Right now, I’m dancer, and I was dancing maybe two or three times-a-week prior to my injury. So, I still go to a lot of the functions, we still have a lot of competitions and balls. So, I still participate, and people chair dance with me all the time, so it is kind of like the best thing. So, I get out and go to those events, me, and my girlfriends, once a month, we do dinner and a movie. My son takes me to the mall all the time, I’m like “I’m sick of the mall,” but that’s what he likes to do. So, I am starting to hang out now.
My sister and I have each taken a number of unbelievable trips with my mom. You know, my sister went with her to Bali, she and my mom and I went to Prague, we went to Africa, we've been to the UK, you know, we've done a lot of things. But, we went to Costa Rica.
Socially, I watch a lot games, so football, baseball, basketball. I go with my parents, I go with my friends. I go out to dinners, lunches, so I’m big with the food. I go to the bars, I socialize. Dating, it’s just on and off, it’s nothing crazy for me, but that’s more of a personal thing that anything else.
We cook out. We play cornhole. We go on our boat. We go camping. We hike. We play with the dogs. We’ve got three dogs, big dogs. We go to football games. We go to soccer games. We do everything. We lead a normal life.

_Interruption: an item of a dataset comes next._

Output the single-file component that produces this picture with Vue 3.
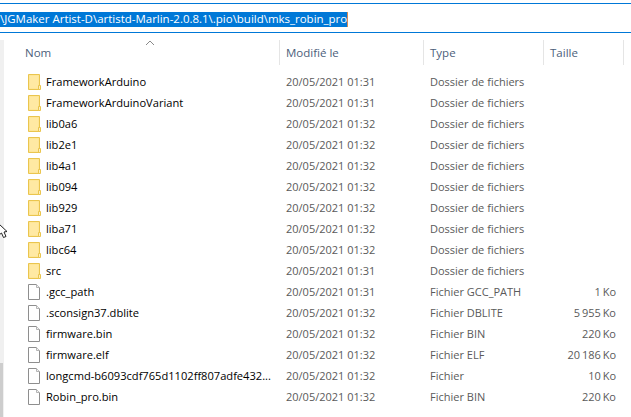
<script setup>
const folders = [
  ['FrameworkArduino', '01:31'],
  ['FrameworkArduinoVariant', '01:31'],
  ['lib0a6', '01:32'],
  ['lib2e1', '01:32'],
  ['lib4a1', '01:32'],
  ['lib094', '01:32'],
  ['lib929', '01:32'],
  ['liba71', '01:32'],
  ['libc64', '01:32'],
  ['src', '01:31'],
].map(([name, time]) => ({ name, time, type: 'Dossier de fichiers', size: '', folder: true }))

const files = [
  ['.gcc_path', '01:31', 'Fichier GCC_PATH', '1 Ko'],
  ['.sconsign37.dblite', '01:32', 'Fichier DBLITE', '5 955 Ko'],
  ['firmware.bin', '01:32', 'Fichier BIN', '220 Ko'],
  ['firmware.elf', '01:32', 'Fichier ELF', '20 186 Ko'],
  ['longcmd-b6093cdf765d1102ff807adfe432...', '01:32', 'Fichier', '10 Ko'],
  ['Robin_pro.bin', '01:32', 'Fichier BIN', '220 Ko'],
].map(([name, time, type, size]) => ({ name, time, type, size, folder: false }))

const rows = [...folders, ...files]
</script>

<template>
  <div class="window">
    <div class="address">
      <span class="selection">\JGMaker Artist-D\artistd-Marlin-2.0.8.1\.pio\build\mks_robin_pro</span><span class="caret"></span>
    </div>
    <div class="body">
      <aside class="pane">
        <div class="pane-thumb"></div>
      </aside>
      <main class="list">
        <svg class="sort" width="10" height="6" viewBox="0 0 10 6"><path d="M1 5 L5 1 L9 5" fill="none" stroke="#8a8a8a" stroke-width="1"/></svg>
        <header class="head">
          <div class="hcell c-name">Nom</div>
          <div class="hcell c-date">Modifié le</div>
          <div class="hcell c-type">Type</div>
          <div class="hcell c-size">Taille</div>
        </header>
        <div class="row" v-for="r in rows" :key="r.name">
          <div class="cell c-name name">
            <svg v-if="r.folder" class="icon" width="14" height="16" viewBox="0 0 14 16">
              <path d="M0.5 0.5 H11.5 V15.5 H0.5 Z" fill="#fde38c" stroke="#eac54e"/>
              <path d="M1.5 1.5 H10.5 V14.5 H1.5 Z" fill="#ffe9a3"/>
              <path d="M10.5 11.5 H12.5 V15.5 H10.5 Z" fill="#fdf0bd" stroke="#eac54e"/>
            </svg>
            <svg v-else class="icon" width="14" height="16" viewBox="0 0 14 16">
              <path d="M0.5 0.5 H8.5 L11.5 3.5 V15.5 H0.5 Z" fill="#fff" stroke="#8e8e8e"/>
              <path d="M8.5 0.5 V3.5 H11.5" fill="#f3f3f3" stroke="#b5b5b5"/>
            </svg>
            <span class="label">{{ r.name }}</span>
          </div>
          <div class="cell c-date meta">20/05/2021 {{ r.time }}</div>
          <div class="cell c-type meta">{{ r.type }}</div>
          <div class="cell c-size meta size">{{ r.size }}</div>
        </div>
      </main>
    </div>
    <svg class="cursor" width="9" height="14" viewBox="0 0 9 14">
      <path d="M-1 0 L7 7.5 L4 8 L6 12.5 L3.5 13.5 L1.5 9 L-1 11 Z" fill="#fff" stroke="#222" stroke-width="1"/>
    </svg>
  </div>
</template>

<style>
html, body { margin: 0; background: #fff; }
</style>

<style scoped>
.window {
  position: relative;
  width: 631px;
  height: 417px;
  overflow: hidden;
  background: #fff;
  font-family: "Open Sans", "Noto Sans", sans-serif;
  font-size: 11px;
  color: #000;
}
.address {
  box-sizing: border-box;
  margin-top: 3px;
  height: 30px;
  border-top: 1px solid #0078d7;
  border-bottom: 1px solid #0078d7;
  display: flex;
  align-items: center;
  padding-top: 2px;
  white-space: nowrap;
  font-size: 11.47px;
}
.selection {
  background: #0078d7;
  color: #fff;
  height: 15px;
  line-height: 14px;
}
.caret {
  width: 1px;
  height: 15px;
  background: #d88a50;
}
.body {
  display: flex;
  margin-top: 7px;
  height: 377px;
}
.pane {
  width: 4px;
  background: #f0f0f0;
  display: flex;
  flex-direction: column;
  justify-content: flex-end;
  flex: none;
}
.pane-thumb {
  height: 54px;
  width: 3px;
  background: #cdcdcd;
}
.list {
  position: relative;
  flex: 1;
  padding-left: 3px;
}
.sort {
  position: absolute;
  left: 141px;
  top: 0;
}
.head {
  display: flex;
  height: 25px;
  margin-bottom: 6px;
}
.hcell {
  box-sizing: border-box;
  line-height: 25px;
  font-size: 11.5px;
  color: #4c607a;
  border-right: 1px solid #e5e5e5;
  padding-left: 18px;
}
.c-name { width: 273px; flex: none; }
.c-date { width: 144px; flex: none; padding-left: 6px; }
.c-type { width: 120px; flex: none; padding-left: 6px; }
.c-size { width: 80px; flex: none; padding-left: 6px; }
.row {
  display: flex;
  height: 21px;
  align-items: center;
}
.cell { box-sizing: border-box; white-space: nowrap; }
.name {
  display: flex;
  align-items: center;
  padding-left: 21px;
  gap: 4px;
  font-size: 11.12px;
}
.icon { flex: none; }
.label { color: #000; }
.meta { color: #5a5a5a; padding-left: 6px; }
.size {
  width: 72px;
  padding: 0;
  text-align: right;
  word-spacing: -1px;
}
.cursor {
  position: absolute;
  left: 0;
  top: 224px;
}
</style>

My friends come around, we play cards together, we go to a casino; we sometimes go out to different events, sporting events. I have a club I belong to; I get out once a month to that usually. I go out to eat quite a bit. Well, I started a food company, so now I'm out; I go out and try to run a business. So you know, I just, my, I would say my, I would say my extracurricular activities are just not as numerous as they used to be, but I still do pretty well for myself.